Lecture 5-Risk & return II Flashcards
Possibilities with portfolio theory
Even with only two stocks we could create lots of different portfolios
Different percentage of each stock
With three stocks we could
create many more possible portfolios
Imagine the number of possible portfolios when you have thousands and thousands of possible stocks (and other assets!) to choose from
What is the efficient frontier in efficient portfolios?
- Is the collection of efficient portfolios
- They are efficient if they offer:
- The highest return for a given level of risk
- Lowest risk for a given level of return
- Rational investors only invest in efficient portfolios
The problems with rational investor and the efficient frontier
- It is difficult to estimate returns, SD and the correlation coefficients between investments
- For large portfolios calculations are complex
What is a riskless asset?
An asset whose future return is known today with certainty.
What is the capital market line (CML)?
is a graph that reflects the expected return of a portfolio consisting of all possible proportions between the market portfolio and a risk-free asset.
-With the introduction of a riskless asset, the CML becomes the new efficient frontier
What is Beta in risk?
Beta measures the volatility and systematic risk of a security
-Some stocks have more market risk than other-they are more affected by market factors
What is market risk?
experiencing losses due to factors that affect the overall performance of the financial markets in which he or she is involved
-Cannot be eliminated through diversification, though it can be hedged against in other ways
What is hedging?
Hedging is done to minimize or offset the chance that your assets will lose value. It also limits your loss to a known amount if the asset does lose value.
Different types of Betas
- Stocks with high market risk, i.e. high betas, are called Aggressive stocks e.g. Car Manufacturers, Airlines
- Stocks with low market risk, i.e. low betas, are called Defensive stocks e.g. Utilities, Supermarkets
What does diversification aim to do?
- Aim to reduce the unique risk posed by an asset/Standard deviation
- Market risk cannot be decreased
- Highest return should be from the stock with the highest
What are some examples of a fixed beta?
- Riskless asset=0
- Beta of the market portfolio=1
- Tracker fund try to mimic market and have a beta of 1
What is the CAPM?
Relates the expected return from an investment to the market premium using beta as a measure of risk
- describes the relationship between systematic risk and expected return for assets, particularly stocks.
What is the risk free rate?
interest rate an investor can expect to earn on an investment that carries zero risk.
In practice, the Risk-Free rate is commonly considered to equal to the interest paid on 3-month government Treasury bill.
What is the market return?
The return on the overall theoretical market portfolio which includes all assets and having the portfolio weighted for value.

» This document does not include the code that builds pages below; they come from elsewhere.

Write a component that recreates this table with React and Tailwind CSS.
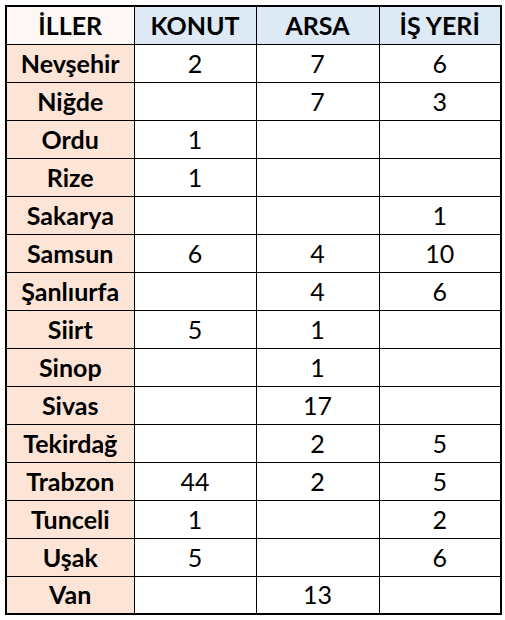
const rows = [
  ["Nevşehir", "2", "7", "6"],
  ["Niğde", "", "7", "3"],
  ["Ordu", "1", "", ""],
  ["Rize", "1", "", ""],
  ["Sakarya", "", "", "1"],
  ["Samsun", "6", "4", "10"],
  ["Şanlıurfa", "", "4", "6"],
  ["Siirt", "5", "1", ""],
  ["Sinop", "", "1", ""],
  ["Sivas", "", "17", ""],
  ["Tekirdağ", "", "2", "5"],
  ["Trabzon", "44", "2", "5"],
  ["Tunceli", "1", "", "2"],
  ["Uşak", "5", "", "6"],
  ["Van", "", "13", ""],
]

const headers = ["KONUT", "ARSA", "İŞ YERİ"]

export default function App() {
  return (
    <div className="w-[505px] h-[620px] bg-white pt-[5px] pl-[5px]" style={{ fontFamily: "Lato, 'Liberation Sans', sans-serif" }}>
      <table className="border-collapse border-2 border-black text-[25px] leading-none text-black">
        <colgroup>
          <col className="w-[128px]" />
          <col className="w-[122px]" />
          <col className="w-[123px]" />
          <col className="w-[122px]" />
        </colgroup>
        <thead>
          <tr className="h-[38px]">
            <th className="border-[1.5px] border-black bg-[#fdf8f6] font-bold text-center">İLLER</th>
            {headers.map((h) => (
              <th key={h} className="border-[1.5px] border-black bg-[#dde9f5] font-bold text-center">
                {h}
              </th>
            ))}
          </tr>
        </thead>
        <tbody>
          {rows.map((r) => (
            <tr key={r[0]} className="h-[38px]">
              <td className="border-[1.5px] border-black bg-[#fce4d6] font-bold text-center">{r[0]}</td>
              <td className="border-[1.5px] border-black text-center">{r[1]}</td>
              <td className="border-[1.5px] border-black text-center">{r[2]}</td>
              <td className="border-[1.5px] border-black text-center">{r[3]}</td>
            </tr>
          ))}
        </tbody>
      </table>
    </div>
  )
}
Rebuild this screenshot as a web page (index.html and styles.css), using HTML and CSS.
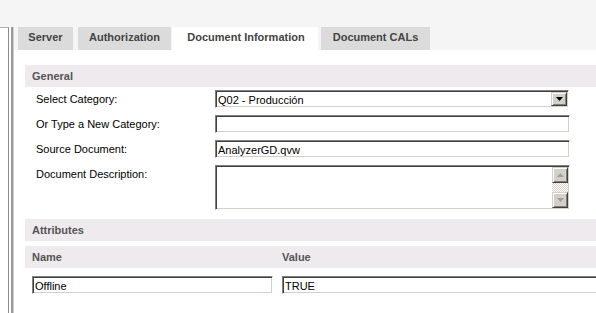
FILE: index.html
```html
<!DOCTYPE html>
<html>
<head>
<meta charset="utf-8">
<link rel="stylesheet" href="styles.css">
</head>
<body>
<div class="top"></div>
<div class="main">
  <div class="side"></div>
  <div class="rule"></div>
  <div class="panel">
    <div class="tabs">
      <div class="tab t-server">Server</div>
      <div class="tab t-auth">Authorization</div>
      <div class="tab active">Document Information</div>
      <div class="tab t-cals">Document CALs</div>
    </div>
    <div class="content">
      <div class="section-head">General</div>
      <div class="form">
        <div class="row">
          <div class="label">Select Category:</div>
          <div class="field select">
            <span class="value">Q02 - Producción</span>
            <span class="btn drop"><svg width="7" height="4" viewBox="0 0 7 4"><path d="M0 0h7L3.5 4z" fill="#000"/></svg></span>
          </div>
        </div>
        <div class="row">
          <div class="label">Or Type a New Category:</div>
          <div class="field"></div>
        </div>
        <div class="row">
          <div class="label">Source Document:</div>
          <div class="field"><span class="value">AnalyzerGD.qvw</span></div>
        </div>
        <div class="row tall">
          <div class="label">Document Description:</div>
          <div class="field area">
            <div class="scroll">
              <span class="btn sb"><svg width="7" height="4" viewBox="0 0 7 4"><path d="M3.5 0L7 4H0z" fill="#a0a0a0"/></svg></span>
              <span class="track"></span>
              <span class="btn sb"><svg width="7" height="4" viewBox="0 0 7 4"><path d="M0 0h7L3.5 4z" fill="#a0a0a0"/></svg></span>
            </div>
          </div>
        </div>
      </div>
      <div class="section-head attrs">Attributes</div>
      <div class="section-head cols"><span>Name</span><span>Value</span></div>
      <div class="attr-row">
        <div class="field name"><span class="value">Offline</span></div>
        <div class="field val"><span class="value">TRUE</span></div>
      </div>
    </div>
  </div>
</div>
</body>
</html>
```

FILE: styles.css
```css
html, body {
  margin: 0;
  padding: 0;
  height: 100%;
  overflow: hidden;
}
body {
  background: #f5f5f5;
  font-family: "Liberation Sans", Arial, sans-serif;
  font-size: 11px;
  color: #000;
}
.top {
  height: 27px;
}
.main {
  display: flex;
  height: calc(100vh - 27px);
}
.side {
  width: 8px;
  background: #fff;
  border-top: 1px solid #b0b0b0;
  border-right: 1px solid #8a8a8a;
  box-sizing: content-box;
  flex: none;
}
.rule {
  width: 2px;
  background: #999;
  border-left: 2px solid #fff;
  border-right: 1px solid #d0d0d0;
  flex: none;
}
.panel {
  flex: 1;
  display: flex;
  flex-direction: column;
  min-width: 0;
}
.tabs {
  display: flex;
  height: 23px;
  padding-left: 4px;
  background: #f5f5f5;
}
.tab {
  height: 23px;
  line-height: 21px;
  background: #dbdbdb;
  color: #444;
  font-weight: bold;
  font-size: 11px;
  text-align: center;
  white-space: nowrap;
  flex: none;
}
.t-server { width: 55px; margin-right: 5px; }
.t-auth { width: 93px; margin-right: 1px; }
.tab.active { width: 146px; background: #fff; margin-right: 3px; padding-left: 2px; box-sizing: border-box; }
.t-cals { width: 109px; }
.content {
  flex: 1;
  background: #fff;
  padding: 15px 0 0 11px;
}
.section-head {
  height: 22px;
  line-height: 22px;
  background: #eeeaed;
  color: #555;
  font-weight: bold;
  padding-left: 7px;
}
.form {
  display: flex;
  flex-direction: column;
  gap: 7px;
  padding-top: 3px;
}
.row {
  display: flex;
  align-items: center;
}
.row.tall {
  align-items: flex-start;
}
.row.tall .label {
  padding-top: 3px;
}
.label {
  width: 179px;
  padding-left: 11px;
  flex: none;
}
.field {
  position: relative;
  box-sizing: border-box;
  width: 355px;
  height: 18px;
  background: #fff;
  border: 1px solid;
  border-color: #808080 #fff #fff #808080;
  box-shadow: inset 1px 1px 0 #404040, inset -1px -1px 0 #d4d0c8;
  display: flex;
  align-items: center;
  overflow: hidden;
  flex: none;
}
.value {
  padding-left: 2px;
  padding-top: 1px;
  white-space: nowrap;
}
.select {
  width: 354px;
  height: 18px;
}
.btn {
  box-sizing: border-box;
  display: flex;
  align-items: center;
  justify-content: center;
  background: #d4d0c8;
  border: 1px solid;
  border-color: #d4d0c8 #404040 #404040 #d4d0c8;
  box-shadow: inset 1px 1px 0 #fff, inset -1px -1px 0 #808080;
}
.drop {
  position: absolute;
  right: 1px;
  top: 1px;
  width: 16px;
  height: 14px;
}
.area {
  height: 45px;
  justify-content: flex-end;
  align-items: stretch;
  padding: 1px 1px 1px 0;
}
.scroll {
  width: 16px;
  display: flex;
  flex-direction: column;
}
.sb {
  height: 16px;
  flex: none;
}
.track {
  flex: 1;
  background: repeating-conic-gradient(#d4d0c8 0 25%, #fff 0 50%) 0 0 / 2px 2px;
}
.attrs {
  margin-top: 9px;
}
.cols {
  margin-top: 5px;
  display: grid;
  grid-template-columns: 250px 1fr;
}
.attr-row {
  display: flex;
  gap: 9px;
  padding: 8px 0 0 7px;
}
.field.name {
  width: 241px;
}
.field.val {
  width: 330px;
}
```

What is the security market line (SML)?
line drawn on a chart that serves as a graphical representation of the capital asset pricing model (CAPM), which shows different levels of systematic, or market, risk of various marketable securities plotted against the expected return of the entire market at a given point in time
What is the market risk premium?
The term “market risk premium” refers to the extra return that is expected by an investor for holding a risky market portfolio instead of risk-free assets.
-Expected market return - risk free rate
What does the expected return of CAPM consist of?
- Risk free rate
- Risk Premium
What is the risk free return normally generated from?
-Return on Government bonds or T-bills which are normally 3-4%
What does risk premium for an individual stock depend on
-Market risk premium
How do we find Beta?
- By looking at historical returns by picking a period of time
- Measure the return on the stock over that period and repeat for lots of periods
- Plot returns against stock returns
- The slope of the best fit line i s beta
What are negative betas?
- Expected return will be less than the risk free rate or even negative
- Will be negatively correlated to most other assets and so useful for diversification
- Gives protection against states with low aggregate wealth e.g. during a recession i.e acts as a form of insurance
What are the applications of CAPM?
To calculate the expected levels of return/For a given amount of risk, what level of return should be expected
To deliberately select high risk portfolios/Less risk averse investors may prefer these in the hope of making higher returns
-To identify mispriced shares
Abnormal returns can be made if shares not on the SML can be bought/sold before the market adjusts
What are the CAPM assumptions?
Investors are rational and risk averse
There are no taxes or transaction costs
All investors can borrow and lend as much as they like at the risk free rate
Investors can calculate the returns and risks for all investments
accurately measures systematic risk
Test of the CAPM
Remember, CAPM is an expectations model
We can only ever test realisations
Do ex ante expectations = ex post realisations
Lots of studies have tested CAPM
-Works ok for diversified portfolios over long periods
Doesn’t work very well for short periods and individual stocks
What are the problems with CAPM?
Investors cannot trade free of charge, or borrow/lend unrestricted at the riskless rate
- Investors do not hold the market portfolio
- Historical estimates of beta not accurate
- Over what period do you measure returns?
How many returns do you need to plot?
What is the return on the market
The FTSE100 or FTSE ALL Share are often used but they are not the complete market
-Does beta accurately capture all systematic risk?